I suggested you get a compass a ruler and protractor and draw it out several times for yourself and you'd see that it is 90°. But you started going on about the thickness of the lines and the circle and all sorts of other obfuscation and deflection.
Not to mention "oh you never said anything about needing a protractor at the start of this explanation; You're moving the goalposts now; I'm out".
A compass and ruler to do what?
First of all, it's a "rule" not a "ruler", and a "pair of compasses" not a "compass".
Here you go, once again because I'm feeling generous:
Draw a circle with the pair of compasses.
Draw a straight line with the rule that goes all the way through the circle, passing perfectly through the middle of the circle where you should still have a hole in the paper from your compasses.
Get a protractor and use it to draw another line at a perfect right-angle to the first line, exactly where that first line meets the edge of the circle.
You will now have drawn a Normal and a Tangent, congratulations.
OK start again but do it differently...
Draw a circle with the pair of compasses.
Take your rule and draw a line that only just skims the edge of the circle without intersecting it. You can draw this line at any angle you like: completely flat on the top or bottom of the circle, completely upright on the left or right of the circle, or indeed at any diagonal angle at all, it makes no difference.
Once you have this line, take your rule again and draw another line that goes through the centre of the circle and then through the line you already drew, so that it passes through your first line at exactly the point it met the edge of the circle.

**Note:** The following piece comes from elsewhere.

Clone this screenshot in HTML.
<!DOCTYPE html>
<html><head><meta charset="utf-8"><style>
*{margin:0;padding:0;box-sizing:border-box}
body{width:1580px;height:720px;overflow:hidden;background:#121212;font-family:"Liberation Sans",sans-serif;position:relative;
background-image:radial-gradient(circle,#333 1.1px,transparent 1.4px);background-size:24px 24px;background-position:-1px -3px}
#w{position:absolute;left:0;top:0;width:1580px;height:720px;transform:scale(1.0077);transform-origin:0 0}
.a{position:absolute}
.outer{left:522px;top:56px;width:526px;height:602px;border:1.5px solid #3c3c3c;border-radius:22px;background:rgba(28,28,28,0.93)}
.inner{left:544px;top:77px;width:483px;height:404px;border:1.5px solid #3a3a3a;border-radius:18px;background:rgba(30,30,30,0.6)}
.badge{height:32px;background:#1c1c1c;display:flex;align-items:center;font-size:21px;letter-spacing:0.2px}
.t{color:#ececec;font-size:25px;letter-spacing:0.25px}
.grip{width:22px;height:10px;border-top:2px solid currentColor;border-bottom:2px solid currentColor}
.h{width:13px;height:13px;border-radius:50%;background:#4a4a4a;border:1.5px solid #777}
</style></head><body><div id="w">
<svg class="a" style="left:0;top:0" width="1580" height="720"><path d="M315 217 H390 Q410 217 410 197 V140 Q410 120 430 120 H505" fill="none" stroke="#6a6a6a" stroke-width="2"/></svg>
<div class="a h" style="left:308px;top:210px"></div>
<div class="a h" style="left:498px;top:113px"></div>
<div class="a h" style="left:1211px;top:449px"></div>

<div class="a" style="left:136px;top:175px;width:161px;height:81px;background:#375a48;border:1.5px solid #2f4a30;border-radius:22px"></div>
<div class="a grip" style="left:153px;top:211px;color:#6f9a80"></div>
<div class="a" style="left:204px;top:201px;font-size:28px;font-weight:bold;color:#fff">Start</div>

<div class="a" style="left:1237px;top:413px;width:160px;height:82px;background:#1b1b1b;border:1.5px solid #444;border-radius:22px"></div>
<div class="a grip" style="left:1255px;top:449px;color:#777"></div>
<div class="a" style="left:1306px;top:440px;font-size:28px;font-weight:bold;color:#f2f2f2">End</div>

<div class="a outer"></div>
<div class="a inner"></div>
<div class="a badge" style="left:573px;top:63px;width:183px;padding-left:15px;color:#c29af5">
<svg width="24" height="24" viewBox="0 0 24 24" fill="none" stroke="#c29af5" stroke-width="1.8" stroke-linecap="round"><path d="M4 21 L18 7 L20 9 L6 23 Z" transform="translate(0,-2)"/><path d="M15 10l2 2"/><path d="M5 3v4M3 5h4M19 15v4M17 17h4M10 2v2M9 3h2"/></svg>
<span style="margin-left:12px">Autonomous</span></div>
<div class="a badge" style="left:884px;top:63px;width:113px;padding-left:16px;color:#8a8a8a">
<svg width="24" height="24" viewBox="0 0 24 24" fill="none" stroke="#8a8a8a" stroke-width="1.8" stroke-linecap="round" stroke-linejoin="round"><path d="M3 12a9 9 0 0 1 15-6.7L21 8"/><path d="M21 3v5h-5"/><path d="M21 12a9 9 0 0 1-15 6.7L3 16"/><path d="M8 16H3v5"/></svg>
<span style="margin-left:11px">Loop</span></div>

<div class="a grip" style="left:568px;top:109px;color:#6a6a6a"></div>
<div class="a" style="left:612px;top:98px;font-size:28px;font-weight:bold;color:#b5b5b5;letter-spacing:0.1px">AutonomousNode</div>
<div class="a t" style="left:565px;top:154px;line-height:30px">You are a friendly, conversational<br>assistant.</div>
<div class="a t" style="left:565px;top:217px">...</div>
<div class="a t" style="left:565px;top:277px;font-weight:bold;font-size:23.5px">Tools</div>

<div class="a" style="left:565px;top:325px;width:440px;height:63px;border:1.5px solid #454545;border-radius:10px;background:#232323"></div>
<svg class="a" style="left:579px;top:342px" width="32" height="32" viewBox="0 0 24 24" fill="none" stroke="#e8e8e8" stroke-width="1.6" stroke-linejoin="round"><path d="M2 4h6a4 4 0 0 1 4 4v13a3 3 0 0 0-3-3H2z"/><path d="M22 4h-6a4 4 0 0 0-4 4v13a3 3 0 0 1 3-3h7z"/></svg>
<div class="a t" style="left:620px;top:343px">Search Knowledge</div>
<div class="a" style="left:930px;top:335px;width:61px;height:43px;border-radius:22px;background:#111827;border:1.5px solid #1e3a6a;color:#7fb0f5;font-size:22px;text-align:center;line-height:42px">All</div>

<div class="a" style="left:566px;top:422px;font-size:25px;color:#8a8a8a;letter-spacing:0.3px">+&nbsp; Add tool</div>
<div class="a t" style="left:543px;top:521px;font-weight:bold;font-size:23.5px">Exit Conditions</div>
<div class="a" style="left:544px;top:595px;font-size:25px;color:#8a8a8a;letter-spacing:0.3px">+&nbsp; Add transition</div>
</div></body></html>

If you then measure the angle between these two lines using a protractor, you'll find that they are at a perfect right angle to each other.

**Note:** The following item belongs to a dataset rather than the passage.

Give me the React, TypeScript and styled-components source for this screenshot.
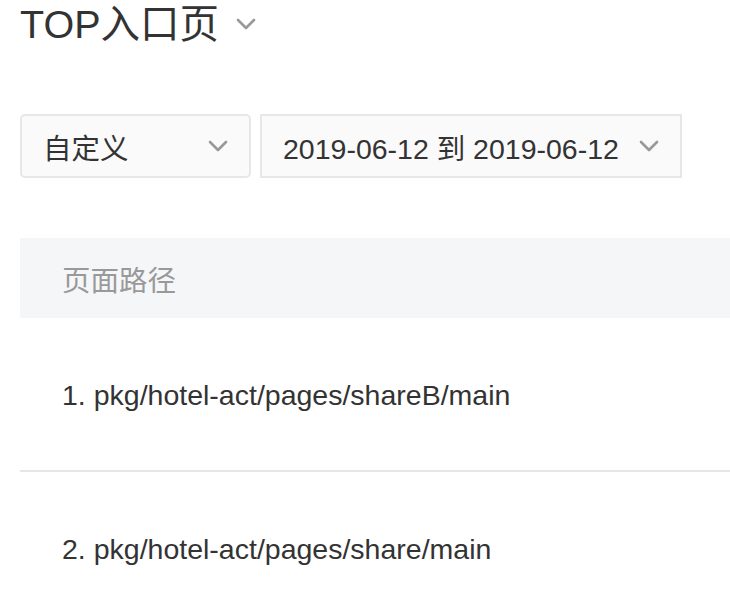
import styled, { createGlobalStyle } from "styled-components";

const GlobalStyle = createGlobalStyle`
	body {
		margin: 0;
		background: #fff;
		font-family: "Liberation Sans", Arial, "Noto Sans CJK SC", sans-serif;
		color: #333;
	}
`;

const Page = styled.div`
	padding-left: 20px;
	width: 710px;
`;

const TitleRow = styled.div`
	display: flex;
	align-items: center;
	gap: 17px;
	height: 48px;
`;

const Title = styled.h1`
	margin: 0;
	font-size: 39.5px;
	line-height: 48px;
	font-weight: normal;
	color: #333;
`;

const Filters = styled.div`
	display: flex;
	gap: 9px;
	margin-top: 66px;
`;

const Select = styled.div<{ width?: number; rounded?: boolean }>`
	display: flex;
	align-items: center;
	justify-content: space-between;
	gap: 20px;
	box-sizing: border-box;
	height: 64px;
	width: ${(props) => (props.width ? `${props.width}px` : "auto")};
	padding: 0 21px;
	border: 2px solid #e6e7e9;
	border-radius: ${(props) => (props.rounded ? "5px" : "0")};
	background: #fafafa;
	font-size: 28.5px;
	color: #333;
`;

const Table = styled.div`
	margin-top: 60px;
`;

const HeaderCell = styled.div`
	display: flex;
	align-items: center;
	height: 80px;
	padding-left: 42px;
	background: #f5f6f8;
	font-size: 28.5px;
	color: #999;
`;

const Row = styled.div`
	display: flex;
	align-items: center;
	box-sizing: border-box;
	height: 154px;
	padding: 3px 0 0 42px;
	border-bottom: 2px solid #e6e6e6;
	font-size: 28.5px;
	color: #333;
`;

const Chevron = ({ size = 20 }: { size?: number }) => (
	<svg width={size} height={size / 2 + 2} viewBox="0 0 20 12" fill="none">
		<path
			d="M2 2 L10 10 L18 2"
			stroke="#999"
			strokeWidth="2.6"
			strokeLinecap="round"
			strokeLinejoin="round"
		/>
	</svg>
);

const paths = [
	"pkg/hotel-act/pages/shareB/main",
	"pkg/hotel-act/pages/share/main",
];

function App() {
	return (
		<>
			<GlobalStyle />
			<Page>
				<TitleRow>
					<Title>TOP入口页</Title>
					<Chevron />
				</TitleRow>
				<Filters>
					<Select width={231} rounded>
						<span>自定义</span>
						<Chevron />
					</Select>
					<Select>
						<span>2019-06-12 到 2019-06-12</span>
						<Chevron />
					</Select>
				</Filters>
				<Table>
					<HeaderCell>页面路径</HeaderCell>
					{paths.map((p, i) => (
						<Row key={p}>
							{i + 1}. {p}
						</Row>
					))}
				</Table>
			</Page>
		</>
	);
}

export default App;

Congratulations, you will now have drawn a Tangent and a Normal.
To be accurate you need to merge the two lines. One from the centre and the other hitting a perfect point on the outer circle.
Now he's getting it.
It's your globe that does not marry up.
If the bridge had 4 towers and the two centre towers have to lean back, however small then the next towers left and right of those first two would also have to lean back which means you have two towers each side both leaning in one direction. Two to the left and two to the right.
No, all four towers would be leaning away from each other. Not "two left and two right" at all.
Not surprising considering you're not describing it correctly.
Yep.
The perfectly plumb 12 with a leaning 11 to the left and a leaning 1 to the right.
But then another leaning 10 to the left of the leaning 11 and another leaning 2 to the right of the leaning 1, with a plumb 12.
Keep that going and you have one Earth full of circular bridge and it all makes perfect sense in the narrative....right?
But how come?
Shouldn't the 12 lean?
Shouldn't every marker lean the same?
None should ever be plumb on your global Earth.
Jesus wept.
OK, take your clock with your perfectly plumb 12 at the top, then rotate it so that the 11 is at the top instead. You'll see that suddenly the 11 is perfectly plumb.
MAGIC.
Do it again - rotate it further so that the 10 is at the top, and OH MY GOD it's perfectly plumb again!
BUT HOW, WHEN AT FIRST THE 11 AND 10 WERE LEANING LEFT?!
IT'S A MIRACLE!
Or what looks like a very accurate right angle. But is it?
There's no hope. He really is this thick.
If you pour water over a balloon it cascades off that balloon, assuming it's inflated.
Almost as if some magical force, let's call it "grovuty", were pulling the water off the baloon and towards a huge mass nearby. A huge mass like the planet itself perhaps.
Step 2 look at bath......then place a floating flat board on the surface.
Step 3 simply place a spirit level on the flat board and watch how the spirit level reads perfectly level.
OK, tell us how the results would be different in two scenarios:
1. If the water were indeed flat.
2. If the water were indeed curved at your quoted rate of 8 inches per mile squared.
Before you answer, think about your clock face again when we turned 11 to the top, then 10 to the top.
Step 5..... Go to a pond and repeat for same result.
Again, explain how this would be different in the two scenarios above.
Step 6....Go to a large swimming pool and perform many accurate level experiments of water conforming to that container.
Nice and level.
Not level. Curving at a rate of 8 inches per mile squared. Barely enough to measure, but possible with accurate enough equipment.
What do you mean "nope". You're arguing that on OUR globe model, the towers should lean, and we're telling you "No, on OUR globe model, the towers would all be plumb from their own position".
If you're going to argue against OUR globe model, you need to understand how OUR globe model works. If you don't, then you're arguing against some wacky globe model that you yourself has invented but doesn't bear any resemblance to the one everyone else is saying is the true model.
You can never have water level on a globe unless you have a fixed up point and indentations within that up point to fill the container to the point where it cannot leave the brim.
You're partially correct. Water is never truly level. It always curves, but on a small handheld container the curve is so slight that it's imperceptible if you're only using the human eye. Let's have a think about the sizes that would need to be involved... if the supposed curve of the Earth can be described as 8 inches per mile squared (a decent approximation up to a certain point) then the curve across a handheld container would be...
The answer you're looking for is "so small it would be imperceptible to the human eye".
That's plenty good enough to show logically what the Earth is not. It's not a spinning globe.
That's plenty good enough to show logically that you don't understand anything at all about maths or science.
You argued a clock face. The 12 is not angled.
It is if you turn the clock face so that the 11 is at the top. Or any other number than 12 for that matter.
What does a plumb line point to?
The 12....right?
The 6....right?
Wrong and wrong.
The plumb line would only ever point to "12" at the south pole or "6" at the north pole.
A plumb line in Britain points to about half past four.